*What you should do:* Copy the data that follows, character for character, minus the pictures.
** begin **
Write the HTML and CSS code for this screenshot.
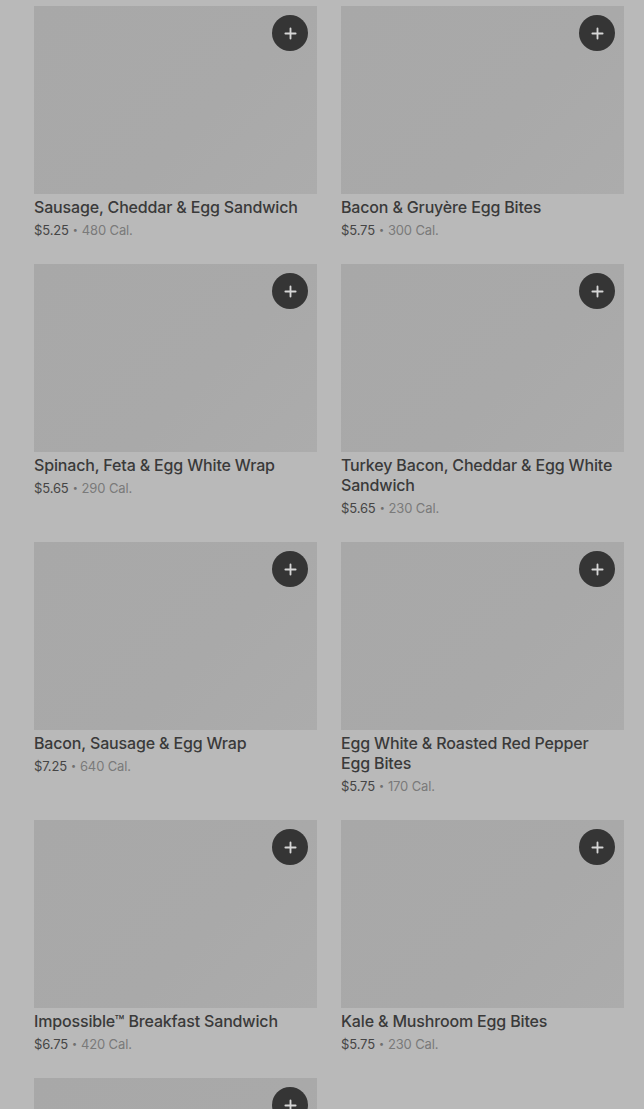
FILE: index.html
```html
<!DOCTYPE html>
<html>
<head>
<meta charset="utf-8">
<link rel="stylesheet" href="styles.css">
</head>
<body>
<div class="grid">
  <div class="card">
    <div class="img"><button class="add"><svg viewBox="0 0 14 14" width="13" height="13"><path d="M7 1.5v11M1.5 7h11" stroke="#d6d6d6" stroke-width="2" stroke-linecap="round"/></svg></button></div>
    <div class="title">Sausage, Cheddar &amp; Egg Sandwich</div>
    <div class="meta"><span class="price">$5.25</span><span class="dot">•</span><span class="cal">480 Cal.</span></div>
  </div>
  <div class="card">
    <div class="img"><button class="add"><svg viewBox="0 0 14 14" width="13" height="13"><path d="M7 1.5v11M1.5 7h11" stroke="#d6d6d6" stroke-width="2" stroke-linecap="round"/></svg></button></div>
    <div class="title">Bacon &amp; Gruyère Egg Bites</div>
    <div class="meta"><span class="price">$5.75</span><span class="dot">•</span><span class="cal">300 Cal.</span></div>
  </div>
  <div class="card">
    <div class="img"><button class="add"><svg viewBox="0 0 14 14" width="13" height="13"><path d="M7 1.5v11M1.5 7h11" stroke="#d6d6d6" stroke-width="2" stroke-linecap="round"/></svg></button></div>
    <div class="title">Spinach, Feta &amp; Egg White Wrap</div>
    <div class="meta"><span class="price">$5.65</span><span class="dot">•</span><span class="cal">290 Cal.</span></div>
  </div>
  <div class="card">
    <div class="img"><button class="add"><svg viewBox="0 0 14 14" width="13" height="13"><path d="M7 1.5v11M1.5 7h11" stroke="#d6d6d6" stroke-width="2" stroke-linecap="round"/></svg></button></div>
    <div class="title">Turkey Bacon, Cheddar &amp; Egg White Sandwich</div>
    <div class="meta"><span class="price">$5.65</span><span class="dot">•</span><span class="cal">230 Cal.</span></div>
  </div>
  <div class="card">
    <div class="img"><button class="add"><svg viewBox="0 0 14 14" width="13" height="13"><path d="M7 1.5v11M1.5 7h11" stroke="#d6d6d6" stroke-width="2" stroke-linecap="round"/></svg></button></div>
    <div class="title">Bacon, Sausage &amp; Egg Wrap</div>
    <div class="meta"><span class="price">$7.25</span><span class="dot">•</span><span class="cal">640 Cal.</span></div>
  </div>
  <div class="card">
    <div class="img"><button class="add"><svg viewBox="0 0 14 14" width="13" height="13"><path d="M7 1.5v11M1.5 7h11" stroke="#d6d6d6" stroke-width="2" stroke-linecap="round"/></svg></button></div>
    <div class="title">Egg White &amp; Roasted Red Pepper Egg Bites</div>
    <div class="meta"><span class="price">$5.75</span><span class="dot">•</span><span class="cal">170 Cal.</span></div>
  </div>
  <div class="card">
    <div class="img"><button class="add"><svg viewBox="0 0 14 14" width="13" height="13"><path d="M7 1.5v11M1.5 7h11" stroke="#d6d6d6" stroke-width="2" stroke-linecap="round"/></svg></button></div>
    <div class="title">Impossible™ Breakfast Sandwich</div>
    <div class="meta"><span class="price">$6.75</span><span class="dot">•</span><span class="cal">420 Cal.</span></div>
  </div>
  <div class="card">
    <div class="img"><button class="add"><svg viewBox="0 0 14 14" width="13" height="13"><path d="M7 1.5v11M1.5 7h11" stroke="#d6d6d6" stroke-width="2" stroke-linecap="round"/></svg></button></div>
    <div class="title">Kale &amp; Mushroom Egg Bites</div>
    <div class="meta"><span class="price">$5.75</span><span class="dot">•</span><span class="cal">230 Cal.</span></div>
  </div>
  <div class="card">
    <div class="img"><button class="add"><svg viewBox="0 0 14 14" width="13" height="13"><path d="M7 1.5v11M1.5 7h11" stroke="#d6d6d6" stroke-width="2" stroke-linecap="round"/></svg></button></div>
  </div>
</div>
</body>
</html>
```
FILE: styles.css
```css
html, body {
  margin: 0;
  padding: 0;
  background: #b9b9b9;
  height: 1109px;
  overflow: hidden;
}
body {
  font-family: Inter, "Noto Sans", sans-serif;
  color: #3b3b3b;
}
.grid {
  display: grid;
  grid-template-columns: 283px 283px;
  column-gap: 24px;
  row-gap: 24px;
  padding: 6px 20px 0 34px;
  align-items: start;
}
.card {
  display: flex;
  flex-direction: column;
}
.img {
  position: relative;
  height: 188px;
  background: linear-gradient(135deg, #a8a8a8 0%, #a9a9a9 60%, #acacac 100%);
}
.add {
  position: absolute;
  top: 9px;
  right: 9px;
  width: 36px;
  height: 36px;
  border-radius: 50%;
  border: none;
  padding: 0;
  background: #353535;
  display: flex;
  align-items: center;
  justify-content: center;
}
.title {
  margin-top: 3px;
  padding-right: 6px;
  font-size: 16px;
  line-height: 20px;
  font-weight: 500;
  letter-spacing: -0.01em;
  color: #3a3a3a;
}
.meta {
  margin-top: 3px;
  font-size: 13px;
  line-height: 20px;
  letter-spacing: -0.01em;
  display: flex;
  align-items: center;
}
.price {
  color: #454545;
}
.dot {
  color: #6f6f6f;
  margin: 0 4px;
  font-size: 9px;
}
.cal {
  color: #7a7a7a;
}
```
** end **
*Written solution:*
Write the HTML and CSS code for this screenshot.
FILE: index.html
```html
<!DOCTYPE html>
<html>
<head>
<meta charset="utf-8">
<link rel="stylesheet" href="styles.css">
</head>
<body>
<div class="grid">
  <div class="card">
    <div class="img"><button class="add"><svg viewBox="0 0 14 14" width="13" height="13"><path d="M7 1.5v11M1.5 7h11" stroke="#d6d6d6" stroke-width="2" stroke-linecap="round"/></svg></button></div>
    <div class="title">Sausage, Cheddar &amp; Egg Sandwich</div>
    <div class="meta"><span class="price">$5.25</span><span class="dot">•</span><span class="cal">480 Cal.</span></div>
  </div>
  <div class="card">
    <div class="img"><button class="add"><svg viewBox="0 0 14 14" width="13" height="13"><path d="M7 1.5v11M1.5 7h11" stroke="#d6d6d6" stroke-width="2" stroke-linecap="round"/></svg></button></div>
    <div class="title">Bacon &amp; Gruyère Egg Bites</div>
    <div class="meta"><span class="price">$5.75</span><span class="dot">•</span><span class="cal">300 Cal.</span></div>
  </div>
  <div class="card">
    <div class="img"><button class="add"><svg viewBox="0 0 14 14" width="13" height="13"><path d="M7 1.5v11M1.5 7h11" stroke="#d6d6d6" stroke-width="2" stroke-linecap="round"/></svg></button></div>
    <div class="title">Spinach, Feta &amp; Egg White Wrap</div>
    <div class="meta"><span class="price">$5.65</span><span class="dot">•</span><span class="cal">290 Cal.</span></div>
  </div>
  <div class="card">
    <div class="img"><button class="add"><svg viewBox="0 0 14 14" width="13" height="13"><path d="M7 1.5v11M1.5 7h11" stroke="#d6d6d6" stroke-width="2" stroke-linecap="round"/></svg></button></div>
    <div class="title">Turkey Bacon, Cheddar &amp; Egg White Sandwich</div>
    <div class="meta"><span class="price">$5.65</span><span class="dot">•</span><span class="cal">230 Cal.</span></div>
  </div>
  <div class="card">
    <div class="img"><button class="add"><svg viewBox="0 0 14 14" width="13" height="13"><path d="M7 1.5v11M1.5 7h11" stroke="#d6d6d6" stroke-width="2" stroke-linecap="round"/></svg></button></div>
    <div class="title">Bacon, Sausage &amp; Egg Wrap</div>
    <div class="meta"><span class="price">$7.25</span><span class="dot">•</span><span class="cal">640 Cal.</span></div>
  </div>
  <div class="card">
    <div class="img"><button class="add"><svg viewBox="0 0 14 14" width="13" height="13"><path d="M7 1.5v11M1.5 7h11" stroke="#d6d6d6" stroke-width="2" stroke-linecap="round"/></svg></button></div>
    <div class="title">Egg White &amp; Roasted Red Pepper Egg Bites</div>
    <div class="meta"><span class="price">$5.75</span><span class="dot">•</span><span class="cal">170 Cal.</span></div>
  </div>
  <div class="card">
    <div class="img"><button class="add"><svg viewBox="0 0 14 14" width="13" height="13"><path d="M7 1.5v11M1.5 7h11" stroke="#d6d6d6" stroke-width="2" stroke-linecap="round"/></svg></button></div>
    <div class="title">Impossible™ Breakfast Sandwich</div>
    <div class="meta"><span class="price">$6.75</span><span class="dot">•</span><span class="cal">420 Cal.</span></div>
  </div>
  <div class="card">
    <div class="img"><button class="add"><svg viewBox="0 0 14 14" width="13" height="13"><path d="M7 1.5v11M1.5 7h11" stroke="#d6d6d6" stroke-width="2" stroke-linecap="round"/></svg></button></div>
    <div class="title">Kale &amp; Mushroom Egg Bites</div>
    <div class="meta"><span class="price">$5.75</span><span class="dot">•</span><span class="cal">230 Cal.</span></div>
  </div>
  <div class="card">
    <div class="img"><button class="add"><svg viewBox="0 0 14 14" width="13" height="13"><path d="M7 1.5v11M1.5 7h11" stroke="#d6d6d6" stroke-width="2" stroke-linecap="round"/></svg></button></div>
  </div>
</div>
</body>
</html>
```
FILE: styles.css
```css
html, body {
  margin: 0;
  padding: 0;
  background: #b9b9b9;
  height: 1109px;
  overflow: hidden;
}
body {
  font-family: Inter, "Noto Sans", sans-serif;
  color: #3b3b3b;
}
.grid {
  display: grid;
  grid-template-columns: 283px 283px;
  column-gap: 24px;
  row-gap: 24px;
  padding: 6px 20px 0 34px;
  align-items: start;
}
.card {
  display: flex;
  flex-direction: column;
}
.img {
  position: relative;
  height: 188px;
  background: linear-gradient(135deg, #a8a8a8 0%, #a9a9a9 60%, #acacac 100%);
}
.add {
  position: absolute;
  top: 9px;
  right: 9px;
  width: 36px;
  height: 36px;
  border-radius: 50%;
  border: none;
  padding: 0;
  background: #353535;
  display: flex;
  align-items: center;
  justify-content: center;
}
.title {
  margin-top: 3px;
  padding-right: 6px;
  font-size: 16px;
  line-height: 20px;
  font-weight: 500;
  letter-spacing: -0.01em;
  color: #3a3a3a;
}
.meta {
  margin-top: 3px;
  font-size: 13px;
  line-height: 20px;
  letter-spacing: -0.01em;
  display: flex;
  align-items: center;
}
.price {
  color: #454545;
}
.dot {
  color: #6f6f6f;
  margin: 0 4px;
  font-size: 9px;
}
.cal {
  color: #7a7a7a;
}
```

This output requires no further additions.